→ **Task brief**: Transcribe the lines below verbatim, skipping the images.
[start]
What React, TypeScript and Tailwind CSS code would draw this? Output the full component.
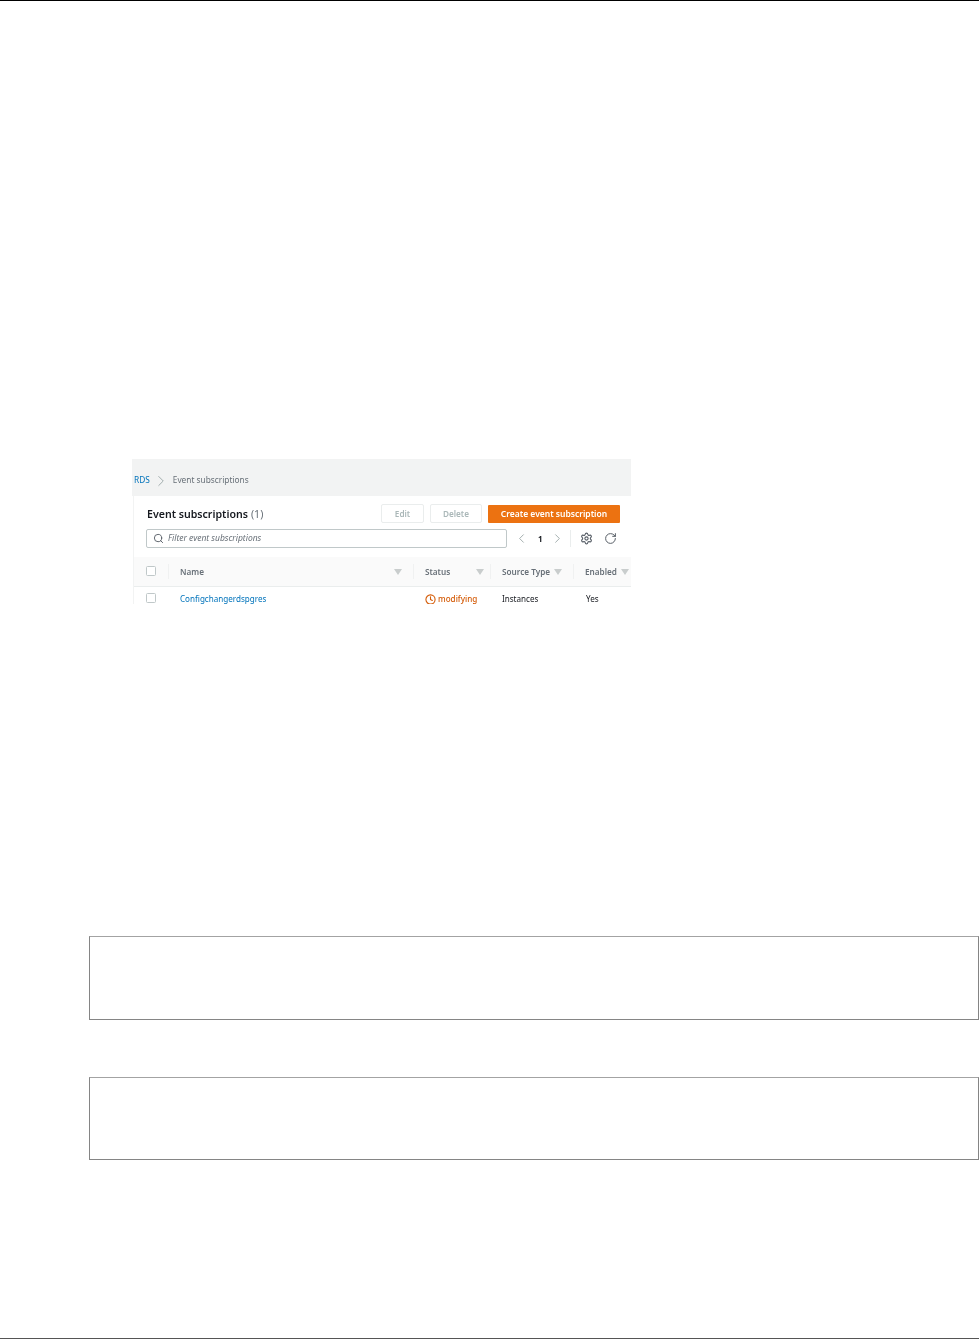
import React from "react";
import { ChevronLeft, ChevronRight, Clock, RotateCw, Search, Settings } from "lucide-react";

const font = { fontFamily: '"Noto Sans", "Open Sans", sans-serif' };

const Caret = () => (
  <svg width="8" height="6" viewBox="0 0 8 6" className="shrink-0">
    <path d="M0 0h8L4 6z" fill="#c9cdcd" />
  </svg>
);

const Check = () => (
  <div className="h-[10px] w-[10px] rounded-[1.5px] border border-[#c0c8c9] bg-white" />
);

const HeadCell = ({ label, width, caretGap }: { label: string; width: string; caretGap: string }) => (
  <div className={`flex h-full items-center ${width}`}>
    <div className="h-[15px] w-px bg-[#f0f1f1]" />
    <span className="ml-[11px] pt-px text-[8.2px] font-semibold text-[#687078]">{label}</span>
    <span className={caretGap}>
      <Caret />
    </span>
  </div>
);

function ConsoleShot() {
  return (
    <div
      className="ml-[132px] mt-[458px] h-[145px] w-[499px] overflow-hidden bg-white blur-[0.4px]"
      style={font}
    >
      {/* breadcrumb */}
      <div className="flex h-[37px] items-center bg-[#f2f3f3] pl-[2px] pt-[6px] text-[8.3px] text-[#687078]">
        <span className="text-[#0073bb]">RDS</span>
        <ChevronRight size={18} strokeWidth={1} className="ml-[2px] mr-[3px] text-[#879596]" />
        <span>Event subscriptions</span>
      </div>

      <div className="ml-px border-l border-[#f2f3f3]">
        {/* title + actions */}
        <div className="flex h-[27px] items-end pl-[12px]">
          <div className="flex h-[19px] w-[235px] items-center pl-px pt-px text-[10.6px] font-semibold leading-none text-[#16191f]">
            Event subscriptions
            <span className="ml-[3px] font-normal text-[#687078]">(1)</span>
          </div>
          <button className="h-[19px] w-[43px] rounded-[2px] border border-[#eaeded] pt-px text-[8.2px] font-semibold text-[#aab7b8]">
            Edit
          </button>
          <button className="ml-[6px] h-[19px] w-[52px] rounded-[2px] border border-[#eaeded] pt-px text-[8.2px] font-semibold text-[#aab7b8]">
            Delete
          </button>
          <button className="ml-[6px] h-[18px] w-[132px] rounded-[1px] bg-[#ec7211] text-[8.5px] font-semibold text-white">
            Create event subscription
          </button>
        </div>

        {/* filter + pager */}
        <div className="mt-[6px] flex h-[19px] items-center pl-[12px]">
          <div className="flex h-[19px] w-[361px] items-center rounded-[2px] border border-[#c0c8c9] pl-[6px]">
            <Search size={11} strokeWidth={2} className="text-[#545b64]" />
            <span className="ml-[4px] text-[8.5px] italic text-[#687078]">Filter event subscriptions</span>
          </div>
          <ChevronLeft size={15} strokeWidth={1.2} className="ml-[7px] text-[#879596]" />
          <span className="ml-[9px] text-[8px] font-bold text-[#16191f]">1</span>
          <ChevronRight size={15} strokeWidth={1.2} className="ml-[7px] text-[#879596]" />
          <div className="ml-[5px] h-[17px] w-px bg-[#eaeded]" />
          <Settings size={13} strokeWidth={2} className="ml-[9px] text-[#545b64]" />
          <RotateCw size={13} strokeWidth={1.8} className="ml-[11px] text-[#545b64]" />
        </div>

        {/* table head */}
        <div className="mt-[9px] flex h-[30px] items-center border-b border-[#eaeded] bg-[#fafafa]">
          <div className="-mt-[2px] w-[34px] pl-[12px]">
            <Check />
          </div>
          <HeadCell label="Name" width="w-[245px]" caretGap="ml-[190px]" />
          <HeadCell label="Status" width="w-[77px]" caretGap="ml-[26px]" />
          <HeadCell label="Source Type" width="w-[83px]" caretGap="ml-[4px]" />
          <HeadCell label="Enabled" width="w-[58px]" caretGap="ml-[4px]" />
        </div>

        {/* row */}
        <div className="flex h-[25px] items-center text-[8.1px] text-[#16191f]">
          <div className="-mt-[3px] w-[34px] pl-[12px]">
            <Check />
          </div>
          <div className="w-[245px] pl-[12px] text-[#0073bb]">Configchangerdspgres</div>
          <div className="flex w-[77px] items-center pl-[12px] font-medium text-[#d45b07]">
            <Clock size={11} strokeWidth={2.4} className="mr-[2px]" />
            modifying
          </div>
          <div className="w-[83px] pl-[12px]">Instances</div>
          <div className="pl-[13px]">Yes</div>
        </div>
      </div>
    </div>
  );
}

const CodeBox = ({ className, height }: { className: string; height: string }) => (
  <div
    className={`ml-[89px] w-[890px] border border-[#858585] border-t-[#a3a3a3] ${height} ${className}`}
  />
);

export default function App() {
  return (
    <div className="flex h-[1339px] w-[979px] flex-col overflow-hidden bg-white">
      <div className="h-px shrink-0 bg-black" />
      <ConsoleShot />
      <CodeBox className="mt-[332px]" height="h-[84px]" />
      <CodeBox className="mt-[57px]" height="h-[83px]" />
      <div className="mt-auto h-px shrink-0 bg-[#555555]" />
    </div>
  );
}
[end]
→ **Exercise solution**:
What React, TypeScript and Tailwind CSS code would draw this? Output the full component.
import React from "react";
import { ChevronLeft, ChevronRight, Clock, RotateCw, Search, Settings } from "lucide-react";

const font = { fontFamily: '"Noto Sans", "Open Sans", sans-serif' };

const Caret = () => (
  <svg width="8" height="6" viewBox="0 0 8 6" className="shrink-0">
    <path d="M0 0h8L4 6z" fill="#c9cdcd" />
  </svg>
);

const Check = () => (
  <div className="h-[10px] w-[10px] rounded-[1.5px] border border-[#c0c8c9] bg-white" />
);

const HeadCell = ({ label, width, caretGap }: { label: string; width: string; caretGap: string }) => (
  <div className={`flex h-full items-center ${width}`}>
    <div className="h-[15px] w-px bg-[#f0f1f1]" />
    <span className="ml-[11px] pt-px text-[8.2px] font-semibold text-[#687078]">{label}</span>
    <span className={caretGap}>
      <Caret />
    </span>
  </div>
);

function ConsoleShot() {
  return (
    <div
      className="ml-[132px] mt-[458px] h-[145px] w-[499px] overflow-hidden bg-white blur-[0.4px]"
      style={font}
    >
      {/* breadcrumb */}
      <div className="flex h-[37px] items-center bg-[#f2f3f3] pl-[2px] pt-[6px] text-[8.3px] text-[#687078]">
        <span className="text-[#0073bb]">RDS</span>
        <ChevronRight size={18} strokeWidth={1} className="ml-[2px] mr-[3px] text-[#879596]" />
        <span>Event subscriptions</span>
      </div>

      <div className="ml-px border-l border-[#f2f3f3]">
        {/* title + actions */}
        <div className="flex h-[27px] items-end pl-[12px]">
          <div className="flex h-[19px] w-[235px] items-center pl-px pt-px text-[10.6px] font-semibold leading-none text-[#16191f]">
            Event subscriptions
            <span className="ml-[3px] font-normal text-[#687078]">(1)</span>
          </div>
          <button className="h-[19px] w-[43px] rounded-[2px] border border-[#eaeded] pt-px text-[8.2px] font-semibold text-[#aab7b8]">
            Edit
          </button>
          <button className="ml-[6px] h-[19px] w-[52px] rounded-[2px] border border-[#eaeded] pt-px text-[8.2px] font-semibold text-[#aab7b8]">
            Delete
          </button>
          <button className="ml-[6px] h-[18px] w-[132px] rounded-[1px] bg-[#ec7211] text-[8.5px] font-semibold text-white">
            Create event subscription
          </button>
        </div>

        {/* filter + pager */}
        <div className="mt-[6px] flex h-[19px] items-center pl-[12px]">
          <div className="flex h-[19px] w-[361px] items-center rounded-[2px] border border-[#c0c8c9] pl-[6px]">
            <Search size={11} strokeWidth={2} className="text-[#545b64]" />
            <span className="ml-[4px] text-[8.5px] italic text-[#687078]">Filter event subscriptions</span>
          </div>
          <ChevronLeft size={15} strokeWidth={1.2} className="ml-[7px] text-[#879596]" />
          <span className="ml-[9px] text-[8px] font-bold text-[#16191f]">1</span>
          <ChevronRight size={15} strokeWidth={1.2} className="ml-[7px] text-[#879596]" />
          <div className="ml-[5px] h-[17px] w-px bg-[#eaeded]" />
          <Settings size={13} strokeWidth={2} className="ml-[9px] text-[#545b64]" />
          <RotateCw size={13} strokeWidth={1.8} className="ml-[11px] text-[#545b64]" />
        </div>

        {/* table head */}
        <div className="mt-[9px] flex h-[30px] items-center border-b border-[#eaeded] bg-[#fafafa]">
          <div className="-mt-[2px] w-[34px] pl-[12px]">
            <Check />
          </div>
          <HeadCell label="Name" width="w-[245px]" caretGap="ml-[190px]" />
          <HeadCell label="Status" width="w-[77px]" caretGap="ml-[26px]" />
          <HeadCell label="Source Type" width="w-[83px]" caretGap="ml-[4px]" />
          <HeadCell label="Enabled" width="w-[58px]" caretGap="ml-[4px]" />
        </div>

        {/* row */}
        <div className="flex h-[25px] items-center text-[8.1px] text-[#16191f]">
          <div className="-mt-[3px] w-[34px] pl-[12px]">
            <Check />
          </div>
          <div className="w-[245px] pl-[12px] text-[#0073bb]">Configchangerdspgres</div>
          <div className="flex w-[77px] items-center pl-[12px] font-medium text-[#d45b07]">
            <Clock size={11} strokeWidth={2.4} className="mr-[2px]" />
            modifying
          </div>
          <div className="w-[83px] pl-[12px]">Instances</div>
          <div className="pl-[13px]">Yes</div>
        </div>
      </div>
    </div>
  );
}

const CodeBox = ({ className, height }: { className: string; height: string }) => (
  <div
    className={`ml-[89px] w-[890px] border border-[#858585] border-t-[#a3a3a3] ${height} ${className}`}
  />
);

export default function App() {
  return (
    <div className="flex h-[1339px] w-[979px] flex-col overflow-hidden bg-white">
      <div className="h-px shrink-0 bg-black" />
      <ConsoleShot />
      <CodeBox className="mt-[332px]" height="h-[84px]" />
      <CodeBox className="mt-[57px]" height="h-[83px]" />
      <div className="mt-auto h-px shrink-0 bg-[#555555]" />
    </div>
  );
}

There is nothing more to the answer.